Any new propulsion system capable of doubling an aircraft’s effective altitude, increasing its dwell time by many hours, and significantly boosting its capability to run silently in “stealth” mode must be special indeed. That’s the view of Sanford “Sandy” Mangold, as he talks about the upcoming first flight of the Wolverine 3 engine.
“The U.S. Air Force considers this engine to be ‘disruptive technology’ because it’s the first purpose-built heavy fuel engine for UAVs,” said Mangold, President and CEO of Unmanned Aerial Systems (UAS), a Las Vegas-based developer of tactical UAVs. He said the Wolverine obviously is attractive to military customers who are transitioning to JP-8 fuel exclusively.
Mangold also expects the compact two-stroke, twin-cylinder Wolverine 3, developed by Ricardo specifically for UAV applications, to find favor in the burgeoning market of civil and commercial UAV customers—pipeline and highway surveyors, border patrols, police departments, and first responders.
UAS and Ricardo are slated to begin flight testing the Wolverine 3 next month in Nevada, Mangold told AEM during a recent technical briefing.
The air-cooled, naturally aspirated engine will fly first in UAS’ Nightwind 2, a portable blended-wing aircraft with a 2-m wingspan. Nightwind 2 is a pusher-type configuration, with the direct-drive propeller facing rearward. It is designed so its prop wash disburses the trailing engine and exhaust heat. The aircraft (officially coded NW-2R to designate the Ricardo engine) is capable of 12-lb payload.
UAS has a strategic alliance with CenTauri Solutions to provide mission-specific models of the Nightwind family of UAVs to the U.S. Department of Defense and various intelligence agencies. CenTauri is serving as prime contractor and systems integrator for the aircraft’s sensor suite.
The Wolverine 3 displaces 88 cm3 and is rated at 3.1 hp at 6000 rpm. It features a proprietary combustion system and direct fuel injection specially designed and calibrated for JP-8 and JP-5 fuels. It is one of only two UAV engines currently capable of using heavy fuel, and the first in a new family of engines Ricardo is developing for lightweight unmanned aircraft.

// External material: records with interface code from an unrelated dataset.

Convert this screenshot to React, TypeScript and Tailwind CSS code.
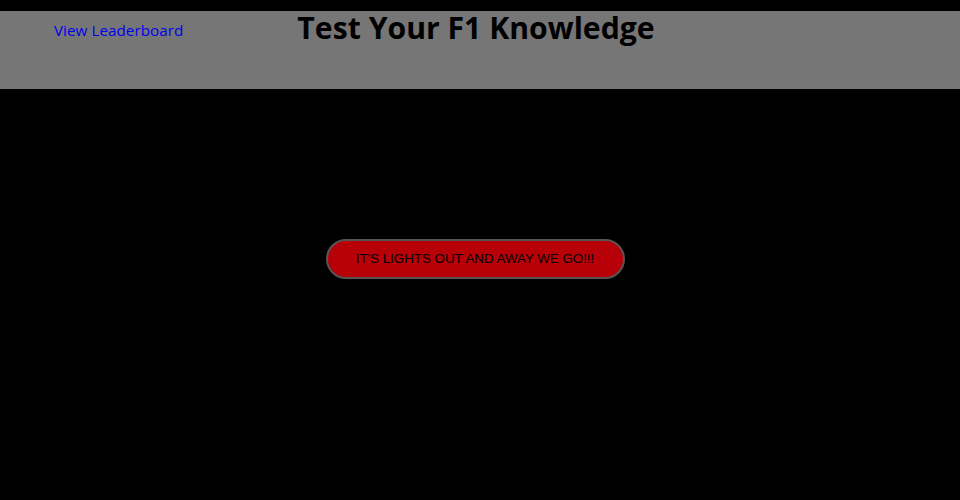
export default function App() {
  return (
    <div className="min-h-[500px] bg-black pt-[11px]">
      <header className="flex h-[78px] items-start bg-[#767676] font-['Open_Sans',sans-serif]">
        <a href="#" className="ml-[54px] mt-[9px] text-[15.3px] leading-[20px] text-[#0000ee]">
          View Leaderboard
        </a>
        <h1 className="ml-[114px] mt-[-2px] text-[30.2px] font-bold leading-[38px] text-black">
          Test Your F1 Knowledge
        </h1>
      </header>
      <main className="flex justify-center pt-[150px]">
        <button
          type="button"
          className="ml-[-10px] h-[40px] w-[299px] rounded-full border-2 border-[#555] bg-[#b80008] font-['Liberation_Sans',Arial,sans-serif] text-[13.33px] text-black"
        >
          IT'S LIGHTS OUT AND AWAY WE GO!!!
        </button>
      </main>
    </div>
  )
}
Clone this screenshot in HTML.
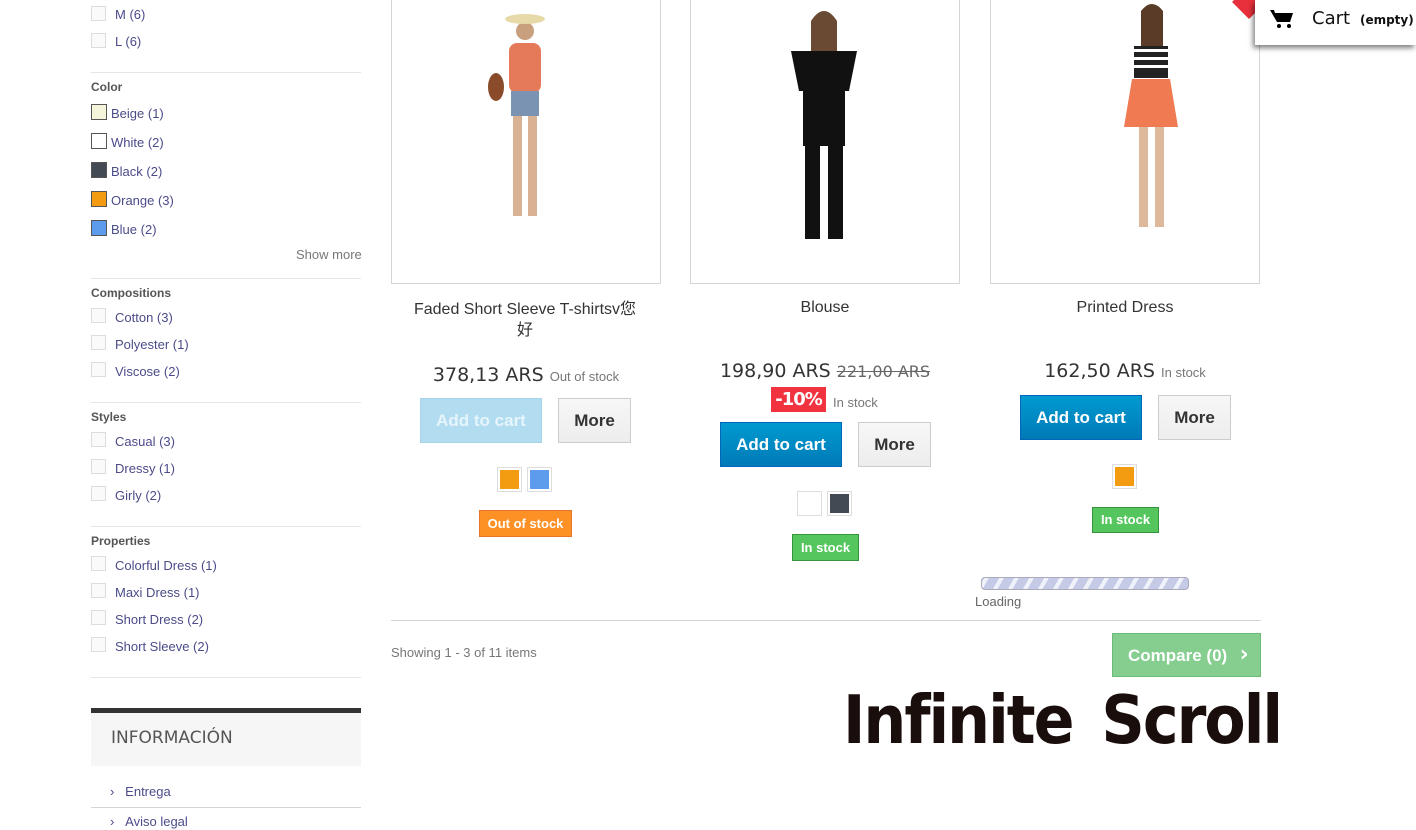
<!DOCTYPE html>
<html><head><meta charset="utf-8"><style>
*{box-sizing:border-box;margin:0;padding:0}
body{width:1416px;height:830px;overflow:hidden;background:#fff;font-family:"Liberation Sans",Arial,sans-serif;position:relative;color:#333}
.a{position:absolute}
.cb{position:absolute;width:15px;height:15px;border:1px solid #ddd;background:#fafafa}
.lk{position:absolute;font-size:13px;color:#4b4b8a}
.sw{position:absolute;width:16px;height:16px;border:1px solid #555}
.h{position:absolute;font-size:12px;font-weight:bold;color:#555}
.hr{position:absolute;height:1px;background:#e6e6e6;left:91px;width:270px}
.img{position:absolute;border:1px solid #d6d4d4;background:#fff;top:-10px;height:294px;width:270px}
.name{position:absolute;font-size:16px;color:#333;text-align:center;width:270px}
.price{position:absolute;font-family:"DejaVu Sans",sans-serif;font-size:19px;color:#333;width:270px;text-align:center;white-space:nowrap}
.price small{font-family:"Liberation Sans";font-size:13px;color:#777}
.add{position:absolute;width:122px;height:45px;background:linear-gradient(#009ad0,#007ab7);border:1px solid #06b;color:#fff;font-weight:bold;font-size:17px;text-align:center;line-height:43px}
.more{position:absolute;width:73px;height:45px;background:linear-gradient(#f7f7f7,#ededed);border:1px solid #ccc;color:#333;font-weight:bold;font-size:17px;text-align:center;line-height:43px}
.ps{position:absolute;width:25px;height:25px;border:1px solid #ddd;padding:2px}
.ps div{width:100%;height:100%}
.lab{position:absolute;color:#fff;font-weight:bold;font-size:13px;text-align:center}
</style></head><body>

<div class="cb" style="left:91px;top:6px"></div><div class="lk" style="left:115px;top:7px">M (6)</div>
<div class="cb" style="left:91px;top:33px"></div><div class="lk" style="left:115px;top:34px">L (6)</div>
<div class="hr" style="top:72px"></div>
<div class="h" style="left:91px;top:80px">Color</div>
<div class="sw" style="left:91px;top:104px;background:#f5f5dc"></div><div class="lk" style="left:111px;top:106px">Beige (1)</div>
<div class="sw" style="left:91px;top:133px;background:#fff"></div><div class="lk" style="left:111px;top:135px">White (2)</div>
<div class="sw" style="left:91px;top:162px;background:#434a54"></div><div class="lk" style="left:111px;top:164px">Black (2)</div>
<div class="sw" style="left:91px;top:191px;background:#f39c11"></div><div class="lk" style="left:111px;top:193px">Orange (3)</div>
<div class="sw" style="left:91px;top:220px;background:#5d9cec"></div><div class="lk" style="left:111px;top:222px">Blue (2)</div>
<div class="a" style="left:296px;top:247px;font-size:13px;color:#777">Show more</div>
<div class="hr" style="top:278px"></div>
<div class="h" style="left:91px;top:286px">Compositions</div>
<div class="cb" style="left:91px;top:308px"></div><div class="lk" style="left:115px;top:310px">Cotton (3)</div>
<div class="cb" style="left:91px;top:335px"></div><div class="lk" style="left:115px;top:337px">Polyester (1)</div>
<div class="cb" style="left:91px;top:362px"></div><div class="lk" style="left:115px;top:364px">Viscose (2)</div>
<div class="hr" style="top:402px"></div>
<div class="h" style="left:91px;top:410px">Styles</div>
<div class="cb" style="left:91px;top:432px"></div><div class="lk" style="left:115px;top:434px">Casual (3)</div>
<div class="cb" style="left:91px;top:459px"></div><div class="lk" style="left:115px;top:461px">Dressy (1)</div>
<div class="cb" style="left:91px;top:486px"></div><div class="lk" style="left:115px;top:488px">Girly (2)</div>
<div class="hr" style="top:526px"></div>
<div class="h" style="left:91px;top:534px">Properties</div>
<div class="cb" style="left:91px;top:556px"></div><div class="lk" style="left:115px;top:558px">Colorful Dress (1)</div>
<div class="cb" style="left:91px;top:583px"></div><div class="lk" style="left:115px;top:585px">Maxi Dress (1)</div>
<div class="cb" style="left:91px;top:610px"></div><div class="lk" style="left:115px;top:612px">Short Dress (2)</div>
<div class="cb" style="left:91px;top:637px"></div><div class="lk" style="left:115px;top:639px">Short Sleeve (2)</div>
<div class="hr" style="top:677px"></div>
<div class="a" style="left:91px;top:708px;width:270px;height:58px;background:#f6f6f6;border-top:5px solid #333"></div>
<div class="a" style="left:111px;top:728px;font-family:'DejaVu Sans',sans-serif;font-size:17px;color:#555">INFORMACIÓN</div>
<div class="a" style="left:110px;top:784px;font-size:13px;color:#4b4b8a">›&nbsp;&nbsp;&nbsp;Entrega</div>
<div class="hr" style="top:807px;background:#d6d4d4"></div>
<div class="a" style="left:110px;top:814px;font-size:13px;color:#4b4b8a">›&nbsp;&nbsp;&nbsp;Aviso legal</div>

<div class="img" style="left:391px"><svg width="268" height="292"><circle cx="133" cy="40" r="9" fill="#c9a07e"/><ellipse cx="133" cy="28" rx="20" ry="5" fill="#e8d9a8"/><rect x="117" y="52" width="32" height="50" rx="8" fill="#e57a5b"/><rect x="119" y="100" width="28" height="25" fill="#7b93b3"/><rect x="121" y="125" width="9" height="100" fill="#d9b294"/><rect x="136" y="125" width="9" height="100" fill="#d9b294"/><ellipse cx="104" cy="96" rx="8" ry="14" fill="#8a4b2b"/></svg></div>
<div class="img" style="left:690px"><svg width="268" height="292"><circle cx="133" cy="42" r="10" fill="#d7b196"/><path d="M120 30 q13-20 26 0 v30 h-26z" fill="#6b4a33"/><path d="M100 60 h66 l-8 40 h-50z" fill="#111"/><rect x="112" y="95" width="42" height="60" fill="#111"/><rect x="114" y="150" width="15" height="98" fill="#111"/><rect x="137" y="150" width="15" height="98" fill="#111"/></svg></div>
<div class="img" style="left:990px"><svg width="268" height="292"><circle cx="161" cy="30" r="9" fill="#d9b294"/><path d="M150 20 q11-14 22 0 v40 h-22z" fill="#5a3b28"/><rect x="143" y="55" width="34" height="32" fill="#222"/><rect x="143" y="58" width="34" height="3" fill="#fff"/><rect x="143" y="66" width="34" height="3" fill="#fff"/><rect x="143" y="74" width="34" height="3" fill="#fff"/><path d="M141 88 h38 l8 48 h-54z" fill="#f07a52"/><rect x="148" y="136" width="9" height="100" fill="#ddb89b"/><rect x="164" y="136" width="9" height="100" fill="#ddb89b"/></svg></div>

<div class="name" style="left:390px;top:299px;line-height:21px;font-family:'Liberation Sans','Noto Sans CJK SC',sans-serif">Faded Short Sleeve T-shirtsv您<br>好</div>
<div class="name" style="left:690px;top:299px">Blouse</div>
<div class="name" style="left:990px;top:299px">Printed Dress</div>

<div class="price" style="left:391px;top:364px">378,13 ARS <small>Out of stock</small></div>
<div class="price" style="left:690px;top:360px">198,90 ARS <span style="font-size:16px;color:#666;text-decoration:line-through">221,00 ARS</span></div>
<div class="a" style="left:771px;top:387px;width:55px;height:25px;background:#f13340;color:#fff;font-family:'DejaVu Sans',sans-serif;font-size:18px;font-weight:bold;text-align:center;line-height:25px;letter-spacing:-1px">-10%</div>
<div class="a" style="left:833px;top:395px;font-size:13px;color:#777">In stock</div>
<div class="price" style="left:990px;top:360px">162,50 ARS <small>In stock</small></div>

<div class="add" style="left:420px;top:398px;background:#b2ddf0;border-color:#a8d4ea;color:#e6f4fb">Add to cart</div>
<div class="more" style="left:558px;top:398px">More</div>
<div class="add" style="left:720px;top:422px">Add to cart</div>
<div class="more" style="left:858px;top:422px">More</div>
<div class="add" style="left:1020px;top:395px">Add to cart</div>
<div class="more" style="left:1158px;top:395px">More</div>

<div class="ps" style="left:497px;top:467px"><div style="background:#f39c11"></div></div>
<div class="ps" style="left:527px;top:467px"><div style="background:#5d9cec"></div></div>
<div class="ps" style="left:797px;top:491px"><div style="background:#fff"></div></div>
<div class="ps" style="left:827px;top:491px"><div style="background:#434a54"></div></div>
<div class="ps" style="left:1112px;top:464px"><div style="background:#f39c11"></div></div>

<div class="lab" style="left:479px;top:510px;width:93px;height:27px;line-height:25px;background:#fe9126;border:1px solid #e4752b">Out of stock</div>
<div class="lab" style="left:792px;top:534px;width:67px;height:27px;line-height:25px;background:#55c65e;border:1px solid #36943e">In stock</div>
<div class="lab" style="left:1092px;top:507px;width:67px;height:26px;line-height:24px;background:#55c65e;border:1px solid #36943e">In stock</div>

<div class="a" style="left:981px;top:577px;width:208px;height:13px;border:1px solid #aab;border-radius:4px;background:repeating-linear-gradient(-60deg,#c5cbe6 0 9px,#f0f2fa 9px 13px)"></div>
<div class="a" style="left:975px;top:594px;font-size:13px;color:#666">Loading</div>

<div class="a" style="left:391px;top:620px;width:870px;height:1px;background:#d6d4d4"></div>
<div class="a" style="left:391px;top:645px;font-size:13px;color:#777">Showing 1 - 3 of 11 items</div>
<div class="a" style="left:1112px;top:633px;width:149px;height:44px;background:#85ce90;border:1px solid #6bbd76;color:#fff;font-weight:bold;font-size:17px;line-height:42px;padding-left:15px">Compare (0) <span style="font-family:'DejaVu Sans';font-weight:bold;font-size:22px">&nbsp;›</span></div>

<div class="a" style="left:843px;top:681px;font-family:'DejaVu Sans Condensed','DejaVu Sans',sans-serif;font-weight:bold;font-size:67px;color:#1a0e0c;letter-spacing:-2px;word-spacing:10px;white-space:nowrap">Infinite Scroll</div>

<div class="a" style="left:1237px;top:-10px;width:24px;height:24px;background:#e8303c;transform:rotate(45deg)"></div>
<div class="a" style="left:1255px;top:0;width:161px;height:45px;background:#fff;box-shadow:-2px 3px 5px rgba(0,0,0,.5)"></div>
<svg class="a" style="left:1270px;top:9px" width="24" height="20" viewBox="0 0 24 20"><path d="M0 1h4l1 3h18l-3 9H7z" fill="#000"/><circle cx="9" cy="17" r="2" fill="#000"/><circle cx="19" cy="17" r="2" fill="#000"/></svg>
<div class="a" style="left:1312px;top:8px;font-family:'DejaVu Sans',sans-serif;font-size:18px;color:#111">Cart <span style="font-size:12px;font-weight:bold">&nbsp;(empty)</span></div>
</body></html>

The engines are designed for low mass, extremely low thermal and acoustic emissions, high fuel efficiency, and package efficiency. Their displacements are scalable depending on application. Designed for the UAV’s duty cycle, they include two- and four-stroke units using spark- and compression-ignition combustion systems.
With electric generators mounted on the front of their crankcases, the engines function as compact hybrid-electric propulsion units.
The Wolverine 3 features a 0.5-kW integrated motor/generator adapted by Ricardo engineers from a medical-robotics application. It provides supplemental power and also enables the aircraft to operate quietly in all-electric mode for low-altitude operations.
Compared with the small industrial and hobby-type engines that currently dominate the UAV industry, the purpose-built Ricardo engine dramatically improves the Nightwind 2’s performance.
According to Mangold, the aircraft’s operational ceiling is expected to increase from 10,000 to 20,000 ft. Silent operation using all-electric mode is capable of being achieved at 1000 ft of altitude instead of 6000 ft, and the Nightwind 2’s cruise window will increase from 30 minutes to several hours, depending on fuel load.
Ricardo’s Wolverine 4, a 300-cm3 horizontally opposed, liquid-cooled, compression-ignition four-stroke rated at 25 hp, is under development for a larger, higher performance UAV with expanded range. It will be capable of lifting a 150 lb payload.
UAS and Ricardo were brought together on the program by Rick Scudder, Director of the Center for UAV Exploitation (CUE) and University of Dayton (Ohio) Research Institute. He explained that when his team first saw the initial Wolverine 3 concept, “we were universally impressed.”
Ricardo is no stranger to aero engine developments, having previously prototyped a small V-twin for UAV applications. Also currently in the UAV space from the automotive sector are Ford and Mahle Powertrain. The companies are collaborating on a hydrogen-fueled Duratec four-cylinder program intended for a prototype of Boeing’s Phantom Eye high-altitude, long-endurance aircraft.